>>>
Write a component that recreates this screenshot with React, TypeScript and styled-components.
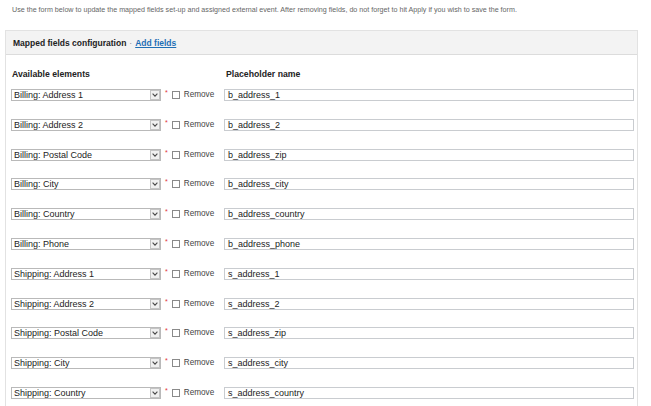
import { Fragment } from 'react';
import styled, { createGlobalStyle } from 'styled-components';

const GlobalStyle = createGlobalStyle`
  html, body {
    margin: 0;
    padding: 0;
    background: #ffffff;
  }
  body {
    font-family: "Liberation Sans", Arial, sans-serif;
    color: #333;
  }
`;

const Page = styled.div`
  width: 651px;
  height: 406px;
  overflow: hidden;
  padding: 6px 0 0 5px;
  box-sizing: border-box;
`;

const Intro = styled.p`
  margin: 0 0 0 7px;
  font-size: 7.15px;
  line-height: 8px;
  color: #666;
  white-space: nowrap;
`;

const Panel = styled.div`
  margin-top: 16px;
  width: 633px;
  border: 1px solid #e2e2e2;
  border-bottom: none;
  box-sizing: border-box;
`;

const PanelHeader = styled.div`
  height: 23px;
  display: flex;
  align-items: center;
  padding-left: 7px;
  background: #f3f3f3;
  border-bottom: 1px solid #dcdcdc;
  font-size: 8.5px;
  font-weight: bold;
  color: #222;
`;

const Dot = styled.span`
  margin: 0 3px;
  font-weight: normal;
  color: #7a8a9a;
`;

const AddLink = styled.a`
  color: #1f6fb5;
  text-decoration: underline;
  cursor: pointer;
`;

const PanelBody = styled.div`
  padding: 13px 0 0 5px;
  display: grid;
  grid-template-columns: 213px 410px;
  grid-template-rows: 21px;
  grid-auto-rows: 29.8px;
`;

const ColumnTitle = styled.div<{ $indent?: number }>`
  font-size: 8.7px;
  font-weight: bold;
  color: #222;
  padding-left: ${p => p.$indent ?? 1}px;
  padding-top: 1px;
`;

const Cell = styled.div`
  display: flex;
  align-items: flex-start;
`;

const SelectBox = styled.div`
  width: 150px;
  height: 12px;
  border: 1px solid #b9b9b9;
  box-sizing: border-box;
  display: flex;
  align-items: center;
  justify-content: space-between;
  background: #fff;
  color: #222;
`;

const SelectText = styled.span`
  padding-left: 2px;
  font-size: 9px;
  line-height: 10px;
`;

const ArrowButton = styled.span`
  width: 10px;
  height: 10px;
  margin-right: 0;
  border: 1px solid #c4c4c4;
  box-sizing: border-box;
  background: #f0f0f0;
  display: flex;
  align-items: center;
  justify-content: center;
`;

const Required = styled.span`
  color: #e0353a;
  font-size: 7px;
  margin: 0 4px;
  line-height: 7px;
`;

const CheckBox = styled.span`
  width: 8px;
  height: 8px;
  border: 1px solid #8a8a8a;
  box-sizing: border-box;
  margin-top: 2px;
  background: #fff;
`;

const RemoveLabel = styled.span`
  margin-left: 4px;
  font-size: 8.2px;
  line-height: 12px;
  color: #444;
`;

const TextInput = styled.div`
  width: 410px;
  height: 12px;
  border: 1px solid #c9ccd0;
  box-sizing: border-box;
  padding-left: 3px;
  font-size: 9px;
  line-height: 10px;
  color: #222;
  background: #fff;
`;

const rows: [string, string][] = [
  ['Billing: Address 1', 'b_address_1'],
  ['Billing: Address 2', 'b_address_2'],
  ['Billing: Postal Code', 'b_address_zip'],
  ['Billing: City', 'b_address_city'],
  ['Billing: Country', 'b_address_country'],
  ['Billing: Phone', 'b_address_phone'],
  ['Shipping: Address 1', 's_address_1'],
  ['Shipping: Address 2', 's_address_2'],
  ['Shipping: Postal Code', 's_address_zip'],
  ['Shipping: City', 's_address_city'],
  ['Shipping: Country', 's_address_country'],
];

const Chevron = () => (
  <svg width="6" height="4" viewBox="0 0 6 4">
    <path d="M0.6 0.6 L3 3.2 L5.4 0.6" fill="none" stroke="#4a4a4a" strokeWidth="1.1" />
  </svg>
);

export default function App() {
  return (
    <>
      <GlobalStyle />
      <Page>
        <Intro>
          Use the form below to update the mapped fields set-up and assigned external event. After removing fields, do not forget to hit Apply if you wish to save the form.
        </Intro>
        <Panel>
          <PanelHeader>
            Mapped fields configuration<Dot>·</Dot>
            <AddLink>Add fields</AddLink>
          </PanelHeader>
          <PanelBody>
            <ColumnTitle>Available elements</ColumnTitle>
            <ColumnTitle $indent={2}>Placeholder name</ColumnTitle>
            {rows.map(([element, name]) => (
              <Fragment key={element}>
                <Cell>
                  <SelectBox>
                    <SelectText>{element}</SelectText>
                    <ArrowButton>
                      <Chevron />
                    </ArrowButton>
                  </SelectBox>
                  <Required>*</Required>
                  <CheckBox />
                  <RemoveLabel>Remove</RemoveLabel>
                </Cell>
                <Cell>
                  <TextInput>{name}</TextInput>
                </Cell>
              </Fragment>
            ))}
          </PanelBody>
        </Panel>
      </Page>
    </>
  );
}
<<<
• [Direction] Quote the full listing above word for word; exclude every picture from the copy.

• [Written solution]
Write a component that recreates this screenshot with React, TypeScript and styled-components.
import { Fragment } from 'react';
import styled, { createGlobalStyle } from 'styled-components';

const GlobalStyle = createGlobalStyle`
  html, body {
    margin: 0;
    padding: 0;
    background: #ffffff;
  }
  body {
    font-family: "Liberation Sans", Arial, sans-serif;
    color: #333;
  }
`;

const Page = styled.div`
  width: 651px;
  height: 406px;
  overflow: hidden;
  padding: 6px 0 0 5px;
  box-sizing: border-box;
`;

const Intro = styled.p`
  margin: 0 0 0 7px;
  font-size: 7.15px;
  line-height: 8px;
  color: #666;
  white-space: nowrap;
`;

const Panel = styled.div`
  margin-top: 16px;
  width: 633px;
  border: 1px solid #e2e2e2;
  border-bottom: none;
  box-sizing: border-box;
`;

const PanelHeader = styled.div`
  height: 23px;
  display: flex;
  align-items: center;
  padding-left: 7px;
  background: #f3f3f3;
  border-bottom: 1px solid #dcdcdc;
  font-size: 8.5px;
  font-weight: bold;
  color: #222;
`;

const Dot = styled.span`
  margin: 0 3px;
  font-weight: normal;
  color: #7a8a9a;
`;

const AddLink = styled.a`
  color: #1f6fb5;
  text-decoration: underline;
  cursor: pointer;
`;

const PanelBody = styled.div`
  padding: 13px 0 0 5px;
  display: grid;
  grid-template-columns: 213px 410px;
  grid-template-rows: 21px;
  grid-auto-rows: 29.8px;
`;

const ColumnTitle = styled.div<{ $indent?: number }>`
  font-size: 8.7px;
  font-weight: bold;
  color: #222;
  padding-left: ${p => p.$indent ?? 1}px;
  padding-top: 1px;
`;

const Cell = styled.div`
  display: flex;
  align-items: flex-start;
`;

const SelectBox = styled.div`
  width: 150px;
  height: 12px;
  border: 1px solid #b9b9b9;
  box-sizing: border-box;
  display: flex;
  align-items: center;
  justify-content: space-between;
  background: #fff;
  color: #222;
`;

const SelectText = styled.span`
  padding-left: 2px;
  font-size: 9px;
  line-height: 10px;
`;

const ArrowButton = styled.span`
  width: 10px;
  height: 10px;
  margin-right: 0;
  border: 1px solid #c4c4c4;
  box-sizing: border-box;
  background: #f0f0f0;
  display: flex;
  align-items: center;
  justify-content: center;
`;

const Required = styled.span`
  color: #e0353a;
  font-size: 7px;
  margin: 0 4px;
  line-height: 7px;
`;

const CheckBox = styled.span`
  width: 8px;
  height: 8px;
  border: 1px solid #8a8a8a;
  box-sizing: border-box;
  margin-top: 2px;
  background: #fff;
`;

const RemoveLabel = styled.span`
  margin-left: 4px;
  font-size: 8.2px;
  line-height: 12px;
  color: #444;
`;

const TextInput = styled.div`
  width: 410px;
  height: 12px;
  border: 1px solid #c9ccd0;
  box-sizing: border-box;
  padding-left: 3px;
  font-size: 9px;
  line-height: 10px;
  color: #222;
  background: #fff;
`;

const rows: [string, string][] = [
  ['Billing: Address 1', 'b_address_1'],
  ['Billing: Address 2', 'b_address_2'],
  ['Billing: Postal Code', 'b_address_zip'],
  ['Billing: City', 'b_address_city'],
  ['Billing: Country', 'b_address_country'],
  ['Billing: Phone', 'b_address_phone'],
  ['Shipping: Address 1', 's_address_1'],
  ['Shipping: Address 2', 's_address_2'],
  ['Shipping: Postal Code', 's_address_zip'],
  ['Shipping: City', 's_address_city'],
  ['Shipping: Country', 's_address_country'],
];

const Chevron = () => (
  <svg width="6" height="4" viewBox="0 0 6 4">
    <path d="M0.6 0.6 L3 3.2 L5.4 0.6" fill="none" stroke="#4a4a4a" strokeWidth="1.1" />
  </svg>
);

export default function App() {
  return (
    <>
      <GlobalStyle />
      <Page>
        <Intro>
          Use the form below to update the mapped fields set-up and assigned external event. After removing fields, do not forget to hit Apply if you wish to save the form.
        </Intro>
        <Panel>
          <PanelHeader>
            Mapped fields configuration<Dot>·</Dot>
            <AddLink>Add fields</AddLink>
          </PanelHeader>
          <PanelBody>
            <ColumnTitle>Available elements</ColumnTitle>
            <ColumnTitle $indent={2}>Placeholder name</ColumnTitle>
            {rows.map(([element, name]) => (
              <Fragment key={element}>
                <Cell>
                  <SelectBox>
                    <SelectText>{element}</SelectText>
                    <ArrowButton>
                      <Chevron />
                    </ArrowButton>
                  </SelectBox>
                  <Required>*</Required>
                  <CheckBox />
                  <RemoveLabel>Remove</RemoveLabel>
                </Cell>
                <Cell>
                  <TextInput>{name}</TextInput>
                </Cell>
              </Fragment>
            ))}
          </PanelBody>
        </Panel>
      </Page>
    </>
  );
}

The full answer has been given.